Laying the Groundwork for a Digital Renminbi
Hong Kong's regulatory approach is strategic. By creating a concept of "designated stablecoins" and a robust licensing framework managed by the HKMA, the city is positioning itself as a controlled environment for financial innovation.
This is particularly significant for the future of the Chinese Renminbi (RMB). As the world's largest offshore RMB center, Hong Kong serves as a critical bridge between Chinese and global capital markets. The experience gained in regulating stablecoins could pave the way for the development of an offshore RMB-backed stablecoin.
Such a development could significantly aid the internationalization of the Chinese currency, providing a digital tool for cross-border trade and finance that operates within a clear regulatory perimeter.
Potential Challenges to the Traditional Financial System
While the opportunities are vast, the rise of stablecoins also presents challenges to the existing financial order.

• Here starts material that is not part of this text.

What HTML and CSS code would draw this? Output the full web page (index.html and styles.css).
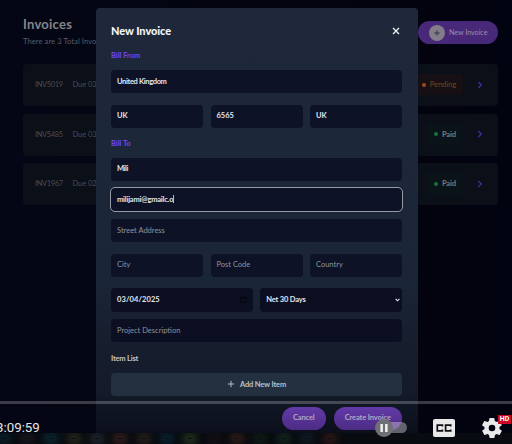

The "Deposit Migration" Effect
Widespread stablecoin adoption could lead to a movement of funds out of traditional bank deposits. This would reduce bank liabilities (deposits), constraining their ability to create new assets (loans) and potentially disrupting the traditional commercial banking model.
Impact on Monetary Policy
The effectiveness of central bank monetary policies could be influenced. For instance, a shift to stablecoins could mimic the effect of raising reserve requirements, thereby weakening the impact of a central bank's decision to lower them. Furthermore, the payment functionality of stablecoins gives them properties similar to cash (M0), complicating money supply measurement and potentially affecting the money multiplier within the traditional banking system.
Frequently Asked Questions
What is a stablecoin?
A stablecoin is a type of cryptocurrency designed to have a stable value, unlike volatile cryptocurrencies like Bitcoin. This stability is typically achieved by pegging its value to a reserve asset, such as a fiat currency (e.g., the US dollar) or a commodity like gold.
Why did Hong Kong pass a stablecoin law?
Hong Kong passed the Stablecoin Ordinance Bill to establish a clear regulatory framework for issuing and managing stablecoins. The goal is to foster innovation in a controlled manner, protect consumers, and solidify the city's position as a leading global hub for digital assets and financial technology.
How can stablecoins affect traditional banks?
Stablecoins could lead to "deposit migration," where individuals and businesses move funds from bank accounts into digital wallets holding stablecoins. This reduces the amount of deposits banks hold, which can limit their capacity to lend and generate revenue through traditional interest margins.
What are RWAs (Real-World Assets) in crypto?
RWAs, or Real-World Assets, refer to tangible, traditional assets (like real estate, gold, or bonds) that are tokenized—represented as digital tokens on a blockchain. This process aims to make these assets more liquid, divisible, and accessible to a broader range of investors.
What is the connection between stablecoins and RMB internationalization?
Hong Kong's experimentation with a regulated stablecoin ecosystem could provide the necessary experience and infrastructure to eventually support a stablecoin pegged to the offshore Chinese Renminbi (RMB). This would create a digital tool for international trade and finance, potentially accelerating the RMB's adoption as a global currency.
Are stablecoins widely used for payments today?
While the total transaction value of stablecoins is enormous, a large majority of these transactions are currently for trading other cryptocurrencies on automated platforms. Their use for everyday consumer and business payments is still in its early stages but is seen as a major area for future growth.